Сэр Ф. М. Иден, человек торийской окраски и «филантроп», дает нам, между прочим, образчик того стоического спокойствия духа, с которым экономисты рассматривают самые наглые нарушения «священного права собственности» и самые грубые насилия над личностью, если они требуются для того, чтобы заложить основы капиталистического способа производства. Бесконечный ряд грабежей, жестокостей и измывательств, сопровождавший насильственную экспроприацию народа начиная с последней трети XV и до конца XVIII столетия, приводит его лишь к следующему «весьма удобному» заключительному размышлению:
«Необходимо было установить надлежащую (due) пропорцию между пашней и пастбищем. Еще в течение всего XIV и большей части XV столетия один акр пастбищ приходился на 2, 3 и даже 4 акра пашни. В середине XVI столетия пропорция эта изменилась так, что 2 акра пастбищ стали приходиться на 2, позднее на 1 акр пашни, пока, наконец, не была достигнута правильная пропорция: 3 акра пастбища на один акр пашни».
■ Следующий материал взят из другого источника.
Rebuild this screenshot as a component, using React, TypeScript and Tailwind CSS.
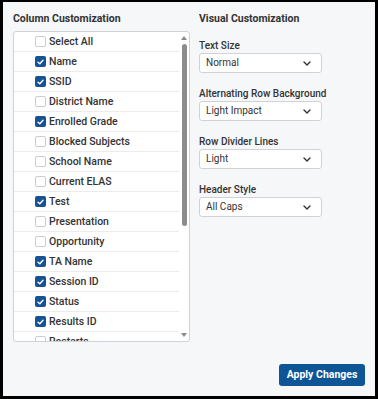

В XIX веке исчезло, конечно, и самое воспоминание о связи между земледельцем и общинной собственностью. Не говоря уже о позднейшем времени, сельское население не получило ни копейки вознаграждения за те 3511770 акров общинной земли, которые были у него отняты между 1801 и 1831 гг. и подарены лендлордам парламентом, состоящим из лендлордов.
Наконец, последним крупным процессом экспроприации земли у земледельцев является так называемая «Clearing of Estates» («очистка имений» — в действительности очистка их от людей). «Очистка» представляет собой кульминационный пункт всех рассмотренных выше английских методов экспроприации. Выше мы видели, что уже не оставалось независимых крестьян, которых можно было бы вымести, и дело теперь доходит до «очистки» земли от коттеджей, так что сельскохозяйственные рабочие уже не находят себе необходимого места для жилья на обрабатываемой ими земле. Что такое «Clearing of Estates» в собственном смысле, мы можем узнать, лишь обратившись к горной Шотландии, этой обетованной земле современных романов. Там процесс этот отличается своим систематическим характером, широтой масштаба, при котором он совершается разом (в Ирландии лендлорды сносят по нескольку деревень одновременно; в горной Шотландии сразу «очищаются» земельные площади по величине равные германским герцогствам), и, наконец, особой формой экспроприируемой земельной собственности.